Monday, June 19, 2006


Utility battle intensifies in Winslow

Courier-Post Staff

The Township Committee is coming to the aid of elderly residents at two mobile home parks.

About 195 families in The Norway's and Strawberry Village face eviction if they don't convert their heating systems from oil to natural gas or electricity.

The township has begun to explore rent control as a way to protect the tenants and also asked state officials to intervene "to prevent the homelessness of these senior citizens."

Both parks are over-55 communities owned by the Sickler family, which last month began requiring residents to convert within 18 months of the date their lease expires.

Co-owner Paul Sickler said he's paid about $160,000 to clean up oil spills under scrutiny from the state Department of Environmental Protection. In addition, tenants' insurance companies have paid more than $100,000.

"It's not something that I want to do. It's something that I have to do," Sickler said.

About 60 percent of the 152 households in The Norway's and nearly half of the 45 households in Strawberry Village have signed up with South Jersey Gas to connect, he said.

Tenants at Norway's, which is off Sicklerville Road, and Strawberry Village, which is off Tansboro Road, said they, too, want to prevent pollution.

However, they note that conversion costs of $1,500 to $3,700 are daunting for people living on fixed incomes. They have appealed to a variety of government officials.

"There has to be help somewhere," said Strawberry Village resident Bob Dougherty, 71, a leader of the effort against the Sicklers' mandate. "That's what my main objective is: getting help for the senior citizens."

South Jersey Gas offers five-year interest-free loans to finance installations, noted Marie Rossell, a satisfied Norway's resident for 30 years.

"Well, $35 a month . . . it's only a handful of people that can't afford this," said Rossell, a retired casino security guard, adding that the Sicklers "have been pretty good to the residents in here."

The Township Committee stepped into the fray after Norway's resident Paul Potoczny reported Sickler had threatened that "if we take legal action, we would lose even if we win because he would just simply raise our rent to cover his legal expenses," Potoczny said.

Potoczny, who's considering a lawsuit, said he asked for "rent control so that we will not be threatened with rent increases if we exercise our right to legal action."

"Unfortunately, any cost that the business incurs gets handed out to the end customer," Sickler said. "Money doesn't grow on trees."

After the governing body voted, 9-0, to study the creation of a rent-control board, Potoczny said he was "ecstatic."

Mayor Sue Ann Metzner voted for the study but said she was skeptical that rent control would help.
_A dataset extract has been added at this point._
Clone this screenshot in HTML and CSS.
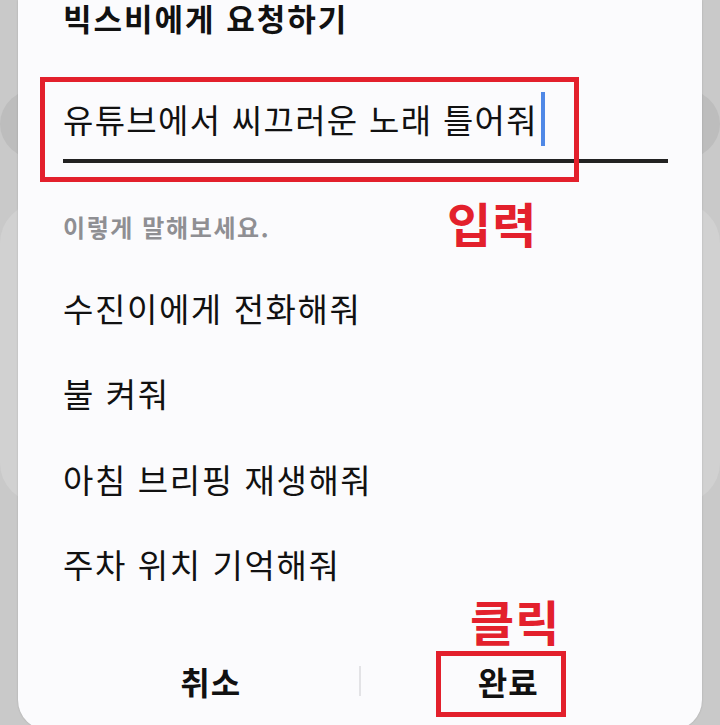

"I think that where it doesn't exist people view it as a saving grace, and, in fact, it may be. I am just not as convinced of that at this point in time," she said.

Metzner said Winslow turned to the state Department of Community Affairs to address the seniors' plight because "I really don't see that the township can do very much at all."

In a letter to Community Affairs Commissioner Susan Bass Levin, the township asked her department and others to investigate "the housing practices of the landlord."

Metzner said she could see Sickler's business predicament.

"I understand him, needing or wanting to protect himself," she said. "As long as he goes about it in a legal manner . . . I don't see how it's discriminatory when you're applying the same rule to everyone."

It has been more than 25 years since Winslow last had rent control, which applied to the Sicklers' parks.

"They did away with it because it didn't work out for the township," Sickler said. "It became a hassle for the township."